++++ Data lines ++++

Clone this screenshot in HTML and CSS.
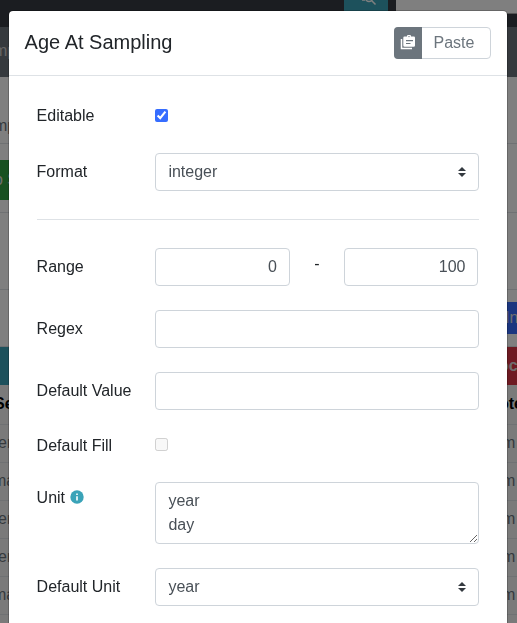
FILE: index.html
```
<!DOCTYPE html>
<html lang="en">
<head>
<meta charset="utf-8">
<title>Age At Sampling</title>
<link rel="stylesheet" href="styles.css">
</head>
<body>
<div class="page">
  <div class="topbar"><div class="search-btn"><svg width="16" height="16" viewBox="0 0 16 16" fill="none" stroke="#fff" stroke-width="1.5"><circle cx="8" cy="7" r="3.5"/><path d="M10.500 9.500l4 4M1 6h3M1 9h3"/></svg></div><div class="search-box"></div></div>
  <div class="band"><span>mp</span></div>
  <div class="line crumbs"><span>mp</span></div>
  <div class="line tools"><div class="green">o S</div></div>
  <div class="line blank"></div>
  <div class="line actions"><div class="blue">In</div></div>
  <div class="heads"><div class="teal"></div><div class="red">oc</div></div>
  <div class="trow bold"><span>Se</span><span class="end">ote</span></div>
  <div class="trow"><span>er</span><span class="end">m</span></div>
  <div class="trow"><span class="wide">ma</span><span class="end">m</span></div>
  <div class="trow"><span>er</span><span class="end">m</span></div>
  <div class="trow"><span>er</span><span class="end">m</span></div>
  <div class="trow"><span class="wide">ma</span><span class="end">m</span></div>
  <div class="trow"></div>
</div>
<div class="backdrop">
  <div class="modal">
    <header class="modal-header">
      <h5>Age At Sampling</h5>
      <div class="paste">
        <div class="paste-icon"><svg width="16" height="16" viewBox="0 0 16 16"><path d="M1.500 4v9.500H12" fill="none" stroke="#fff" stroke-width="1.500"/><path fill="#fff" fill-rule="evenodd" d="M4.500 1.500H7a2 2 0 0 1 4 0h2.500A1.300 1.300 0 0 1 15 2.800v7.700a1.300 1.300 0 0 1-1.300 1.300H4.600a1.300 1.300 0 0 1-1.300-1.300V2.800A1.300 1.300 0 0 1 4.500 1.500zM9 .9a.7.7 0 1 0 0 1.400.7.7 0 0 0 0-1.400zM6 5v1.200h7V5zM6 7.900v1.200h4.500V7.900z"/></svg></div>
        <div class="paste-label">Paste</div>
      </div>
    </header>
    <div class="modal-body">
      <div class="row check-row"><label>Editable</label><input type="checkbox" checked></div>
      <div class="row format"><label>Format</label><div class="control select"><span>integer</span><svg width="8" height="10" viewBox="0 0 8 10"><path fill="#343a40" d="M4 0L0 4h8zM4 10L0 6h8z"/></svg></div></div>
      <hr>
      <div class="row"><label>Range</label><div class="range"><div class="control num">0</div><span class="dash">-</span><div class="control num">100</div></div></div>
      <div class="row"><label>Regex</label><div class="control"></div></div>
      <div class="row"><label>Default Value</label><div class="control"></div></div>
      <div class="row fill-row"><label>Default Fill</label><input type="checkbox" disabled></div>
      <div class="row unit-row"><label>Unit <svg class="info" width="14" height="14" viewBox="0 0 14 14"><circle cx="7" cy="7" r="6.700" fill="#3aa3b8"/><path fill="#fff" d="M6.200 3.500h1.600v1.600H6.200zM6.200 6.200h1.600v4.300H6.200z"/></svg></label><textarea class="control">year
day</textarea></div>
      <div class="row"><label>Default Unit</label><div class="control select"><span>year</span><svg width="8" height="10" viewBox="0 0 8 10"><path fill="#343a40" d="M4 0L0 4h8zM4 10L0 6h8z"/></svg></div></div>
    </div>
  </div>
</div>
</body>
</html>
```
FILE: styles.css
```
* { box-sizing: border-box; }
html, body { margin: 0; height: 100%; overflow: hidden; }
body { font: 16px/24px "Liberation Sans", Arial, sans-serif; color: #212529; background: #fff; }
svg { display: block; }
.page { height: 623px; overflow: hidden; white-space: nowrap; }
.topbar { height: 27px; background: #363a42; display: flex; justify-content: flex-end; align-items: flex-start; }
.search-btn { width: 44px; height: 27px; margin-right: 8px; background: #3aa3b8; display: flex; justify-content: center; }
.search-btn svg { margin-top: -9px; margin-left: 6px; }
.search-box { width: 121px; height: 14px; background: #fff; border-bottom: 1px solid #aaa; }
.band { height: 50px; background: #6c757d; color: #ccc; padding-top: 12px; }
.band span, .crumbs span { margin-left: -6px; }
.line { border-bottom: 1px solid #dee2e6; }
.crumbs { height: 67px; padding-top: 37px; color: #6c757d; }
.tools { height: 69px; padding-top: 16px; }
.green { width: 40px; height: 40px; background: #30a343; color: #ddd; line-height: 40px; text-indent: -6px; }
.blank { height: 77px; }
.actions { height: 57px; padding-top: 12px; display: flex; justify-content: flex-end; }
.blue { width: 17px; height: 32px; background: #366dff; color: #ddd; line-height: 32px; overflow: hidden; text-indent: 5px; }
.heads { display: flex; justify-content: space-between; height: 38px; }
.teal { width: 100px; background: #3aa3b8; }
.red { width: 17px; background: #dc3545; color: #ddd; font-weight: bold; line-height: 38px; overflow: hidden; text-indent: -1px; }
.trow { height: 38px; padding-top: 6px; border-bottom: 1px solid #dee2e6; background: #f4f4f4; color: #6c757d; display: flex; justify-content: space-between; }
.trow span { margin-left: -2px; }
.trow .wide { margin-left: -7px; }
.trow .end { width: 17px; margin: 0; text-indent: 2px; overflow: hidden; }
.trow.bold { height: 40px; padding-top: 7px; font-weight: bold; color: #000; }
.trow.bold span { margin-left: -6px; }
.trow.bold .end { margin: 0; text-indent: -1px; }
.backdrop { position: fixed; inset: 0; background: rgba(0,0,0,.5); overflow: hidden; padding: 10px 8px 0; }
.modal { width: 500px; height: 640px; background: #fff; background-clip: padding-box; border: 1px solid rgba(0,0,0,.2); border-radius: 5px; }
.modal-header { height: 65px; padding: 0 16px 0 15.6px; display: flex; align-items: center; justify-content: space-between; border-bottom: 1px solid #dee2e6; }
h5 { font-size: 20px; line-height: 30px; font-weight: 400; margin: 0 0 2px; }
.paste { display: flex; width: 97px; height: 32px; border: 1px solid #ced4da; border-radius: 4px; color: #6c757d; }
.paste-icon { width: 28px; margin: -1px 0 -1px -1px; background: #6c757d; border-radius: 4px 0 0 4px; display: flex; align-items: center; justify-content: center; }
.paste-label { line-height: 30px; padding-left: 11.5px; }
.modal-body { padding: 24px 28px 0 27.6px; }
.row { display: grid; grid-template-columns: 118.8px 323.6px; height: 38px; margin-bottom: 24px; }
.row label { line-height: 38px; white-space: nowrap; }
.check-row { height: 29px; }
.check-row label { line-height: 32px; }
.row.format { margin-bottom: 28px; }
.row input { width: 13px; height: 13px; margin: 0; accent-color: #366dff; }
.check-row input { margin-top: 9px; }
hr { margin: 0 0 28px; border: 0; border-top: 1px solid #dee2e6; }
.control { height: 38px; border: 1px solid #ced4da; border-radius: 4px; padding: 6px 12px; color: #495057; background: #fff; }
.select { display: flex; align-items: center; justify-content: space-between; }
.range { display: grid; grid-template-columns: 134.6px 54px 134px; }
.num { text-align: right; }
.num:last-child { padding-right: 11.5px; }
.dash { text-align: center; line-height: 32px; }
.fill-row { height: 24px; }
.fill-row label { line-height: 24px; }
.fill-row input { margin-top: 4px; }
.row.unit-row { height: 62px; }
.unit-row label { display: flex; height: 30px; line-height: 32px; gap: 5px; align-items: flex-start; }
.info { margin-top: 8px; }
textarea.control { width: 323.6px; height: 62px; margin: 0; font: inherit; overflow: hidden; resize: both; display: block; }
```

++++

▶ _To be done_
Every line above should be returned word for word, with the pictures left behind.

▶ _Task result_
Clone this screenshot in HTML and CSS.
FILE: index.html
```
<!DOCTYPE html>
<html lang="en">
<head>
<meta charset="utf-8">
<title>Age At Sampling</title>
<link rel="stylesheet" href="styles.css">
</head>
<body>
<div class="page">
  <div class="topbar"><div class="search-btn"><svg width="16" height="16" viewBox="0 0 16 16" fill="none" stroke="#fff" stroke-width="1.5"><circle cx="8" cy="7" r="3.5"/><path d="M10.500 9.500l4 4M1 6h3M1 9h3"/></svg></div><div class="search-box"></div></div>
  <div class="band"><span>mp</span></div>
  <div class="line crumbs"><span>mp</span></div>
  <div class="line tools"><div class="green">o S</div></div>
  <div class="line blank"></div>
  <div class="line actions"><div class="blue">In</div></div>
  <div class="heads"><div class="teal"></div><div class="red">oc</div></div>
  <div class="trow bold"><span>Se</span><span class="end">ote</span></div>
  <div class="trow"><span>er</span><span class="end">m</span></div>
  <div class="trow"><span class="wide">ma</span><span class="end">m</span></div>
  <div class="trow"><span>er</span><span class="end">m</span></div>
  <div class="trow"><span>er</span><span class="end">m</span></div>
  <div class="trow"><span class="wide">ma</span><span class="end">m</span></div>
  <div class="trow"></div>
</div>
<div class="backdrop">
  <div class="modal">
    <header class="modal-header">
      <h5>Age At Sampling</h5>
      <div class="paste">
        <div class="paste-icon"><svg width="16" height="16" viewBox="0 0 16 16"><path d="M1.500 4v9.500H12" fill="none" stroke="#fff" stroke-width="1.500"/><path fill="#fff" fill-rule="evenodd" d="M4.500 1.500H7a2 2 0 0 1 4 0h2.500A1.300 1.300 0 0 1 15 2.800v7.700a1.300 1.300 0 0 1-1.300 1.300H4.600a1.300 1.300 0 0 1-1.300-1.300V2.800A1.300 1.300 0 0 1 4.500 1.500zM9 .9a.7.7 0 1 0 0 1.400.7.7 0 0 0 0-1.400zM6 5v1.200h7V5zM6 7.900v1.200h4.500V7.900z"/></svg></div>
        <div class="paste-label">Paste</div>
      </div>
    </header>
    <div class="modal-body">
      <div class="row check-row"><label>Editable</label><input type="checkbox" checked></div>
      <div class="row format"><label>Format</label><div class="control select"><span>integer</span><svg width="8" height="10" viewBox="0 0 8 10"><path fill="#343a40" d="M4 0L0 4h8zM4 10L0 6h8z"/></svg></div></div>
      <hr>
      <div class="row"><label>Range</label><div class="range"><div class="control num">0</div><span class="dash">-</span><div class="control num">100</div></div></div>
      <div class="row"><label>Regex</label><div class="control"></div></div>
      <div class="row"><label>Default Value</label><div class="control"></div></div>
      <div class="row fill-row"><label>Default Fill</label><input type="checkbox" disabled></div>
      <div class="row unit-row"><label>Unit <svg class="info" width="14" height="14" viewBox="0 0 14 14"><circle cx="7" cy="7" r="6.700" fill="#3aa3b8"/><path fill="#fff" d="M6.200 3.500h1.600v1.600H6.200zM6.200 6.200h1.600v4.300H6.200z"/></svg></label><textarea class="control">year
day</textarea></div>
      <div class="row"><label>Default Unit</label><div class="control select"><span>year</span><svg width="8" height="10" viewBox="0 0 8 10"><path fill="#343a40" d="M4 0L0 4h8zM4 10L0 6h8z"/></svg></div></div>
    </div>
  </div>
</div>
</body>
</html>
```
FILE: styles.css
```
* { box-sizing: border-box; }
html, body { margin: 0; height: 100%; overflow: hidden; }
body { font: 16px/24px "Liberation Sans", Arial, sans-serif; color: #212529; background: #fff; }
svg { display: block; }
.page { height: 623px; overflow: hidden; white-space: nowrap; }
.topbar { height: 27px; background: #363a42; display: flex; justify-content: flex-end; align-items: flex-start; }
.search-btn { width: 44px; height: 27px; margin-right: 8px; background: #3aa3b8; display: flex; justify-content: center; }
.search-btn svg { margin-top: -9px; margin-left: 6px; }
.search-box { width: 121px; height: 14px; background: #fff; border-bottom: 1px solid #aaa; }
.band { height: 50px; background: #6c757d; color: #ccc; padding-top: 12px; }
.band span, .crumbs span { margin-left: -6px; }
.line { border-bottom: 1px solid #dee2e6; }
.crumbs { height: 67px; padding-top: 37px; color: #6c757d; }
.tools { height: 69px; padding-top: 16px; }
.green { width: 40px; height: 40px; background: #30a343; color: #ddd; line-height: 40px; text-indent: -6px; }
.blank { height: 77px; }
.actions { height: 57px; padding-top: 12px; display: flex; justify-content: flex-end; }
.blue { width: 17px; height: 32px; background: #366dff; color: #ddd; line-height: 32px; overflow: hidden; text-indent: 5px; }
.heads { display: flex; justify-content: space-between; height: 38px; }
.teal { width: 100px; background: #3aa3b8; }
.red { width: 17px; background: #dc3545; color: #ddd; font-weight: bold; line-height: 38px; overflow: hidden; text-indent: -1px; }
.trow { height: 38px; padding-top: 6px; border-bottom: 1px solid #dee2e6; background: #f4f4f4; color: #6c757d; display: flex; justify-content: space-between; }
.trow span { margin-left: -2px; }
.trow .wide { margin-left: -7px; }
.trow .end { width: 17px; margin: 0; text-indent: 2px; overflow: hidden; }
.trow.bold { height: 40px; padding-top: 7px; font-weight: bold; color: #000; }
.trow.bold span { margin-left: -6px; }
.trow.bold .end { margin: 0; text-indent: -1px; }
.backdrop { position: fixed; inset: 0; background: rgba(0,0,0,.5); overflow: hidden; padding: 10px 8px 0; }
.modal { width: 500px; height: 640px; background: #fff; background-clip: padding-box; border: 1px solid rgba(0,0,0,.2); border-radius: 5px; }
.modal-header { height: 65px; padding: 0 16px 0 15.6px; display: flex; align-items: center; justify-content: space-between; border-bottom: 1px solid #dee2e6; }
h5 { font-size: 20px; line-height: 30px; font-weight: 400; margin: 0 0 2px; }
.paste { display: flex; width: 97px; height: 32px; border: 1px solid #ced4da; border-radius: 4px; color: #6c757d; }
.paste-icon { width: 28px; margin: -1px 0 -1px -1px; background: #6c757d; border-radius: 4px 0 0 4px; display: flex; align-items: center; justify-content: center; }
.paste-label { line-height: 30px; padding-left: 11.5px; }
.modal-body { padding: 24px 28px 0 27.6px; }
.row { display: grid; grid-template-columns: 118.8px 323.6px; height: 38px; margin-bottom: 24px; }
.row label { line-height: 38px; white-space: nowrap; }
.check-row { height: 29px; }
.check-row label { line-height: 32px; }
.row.format { margin-bottom: 28px; }
.row input { width: 13px; height: 13px; margin: 0; accent-color: #366dff; }
.check-row input { margin-top: 9px; }
hr { margin: 0 0 28px; border: 0; border-top: 1px solid #dee2e6; }
.control { height: 38px; border: 1px solid #ced4da; border-radius: 4px; padding: 6px 12px; color: #495057; background: #fff; }
.select { display: flex; align-items: center; justify-content: space-between; }
.range { display: grid; grid-template-columns: 134.6px 54px 134px; }
.num { text-align: right; }
.num:last-child { padding-right: 11.5px; }
.dash { text-align: center; line-height: 32px; }
.fill-row { height: 24px; }
.fill-row label { line-height: 24px; }
.fill-row input { margin-top: 4px; }
.row.unit-row { height: 62px; }
.unit-row label { display: flex; height: 30px; line-height: 32px; gap: 5px; align-items: flex-start; }
.info { margin-top: 8px; }
textarea.control { width: 323.6px; height: 62px; margin: 0; font: inherit; overflow: hidden; resize: both; display: block; }
```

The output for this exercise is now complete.